Core EM wave relations

In a homogeneous, isotropic medium with permeability \(\mu\) and permittivity \(\varepsilon\), Maxwell’s equations imply a wave equation whose solutions propagate with speed \[ c=\frac{1}{\sqrt{\mu\varepsilon}}. \] In vacuum, \(\mu=\mu_0\) and \(\varepsilon=\varepsilon_0\), giving the familiar \(c_0\approx 3\times 10^8\ \mathrm{m/s}\).

Frequency and wavelength

For a monochromatic wave, \[ \lambda=\frac{c}{f},\qquad \omega=2\pi f,\qquad k=\frac{2\pi}{\lambda}. \]

Plane-wave field ratio

For a plane wave, the electric and magnetic field amplitudes satisfy \[ \frac{E_0}{B_0}=c, \qquad\text{equivalently}\qquad B_0=\frac{E_0}{c}. \]

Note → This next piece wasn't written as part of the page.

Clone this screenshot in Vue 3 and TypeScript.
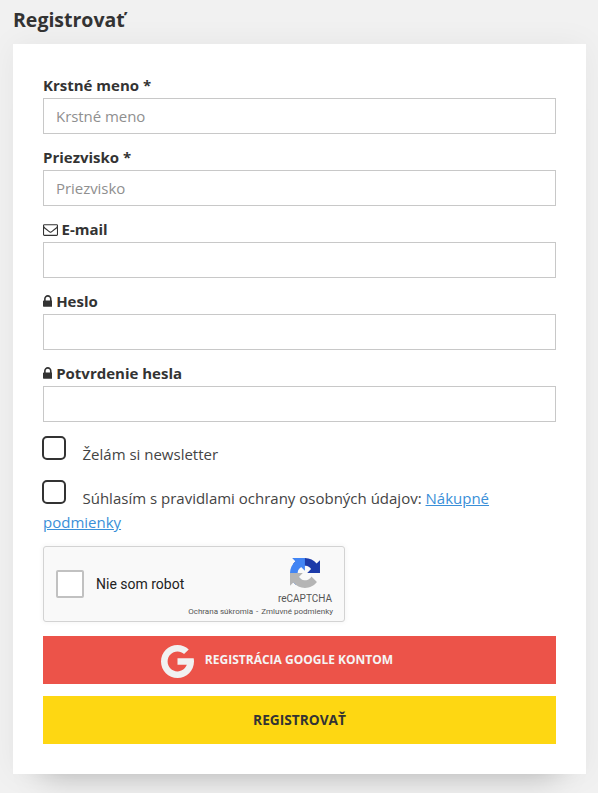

Refractive index (university extension)

Writing \(\varepsilon=\varepsilon_0\varepsilon_r\) and \(\mu=\mu_0\mu_r\), the refractive index becomes \[ n=\frac{c_0}{c}=\sqrt{\varepsilon_r\mu_r}. \] For many dielectrics \(\mu_r\approx 1\), so \(n\approx \sqrt{\varepsilon_r}\).

Energy density

The instantaneous electromagnetic energy density is \[ u=\frac{\varepsilon E^2}{2}+\frac{B^2}{2\mu}. \] For a sinusoidal plane wave, the time-average total energy density is \[ \langle u\rangle=\frac{\varepsilon E_0^2}{2} \] (with equal average electric and magnetic contributions).

Polarization

Polarization describes how the transverse electric field vector evolves in time at a fixed point: linear (fixed direction), circular (constant magnitude rotating), and elliptical (general rotating ellipse).

Website tip: When \(\lambda\) is between about \(380\text{ nm}\) and \(750\text{ nm}\), it falls in the visible spectrum (approximate color labeling).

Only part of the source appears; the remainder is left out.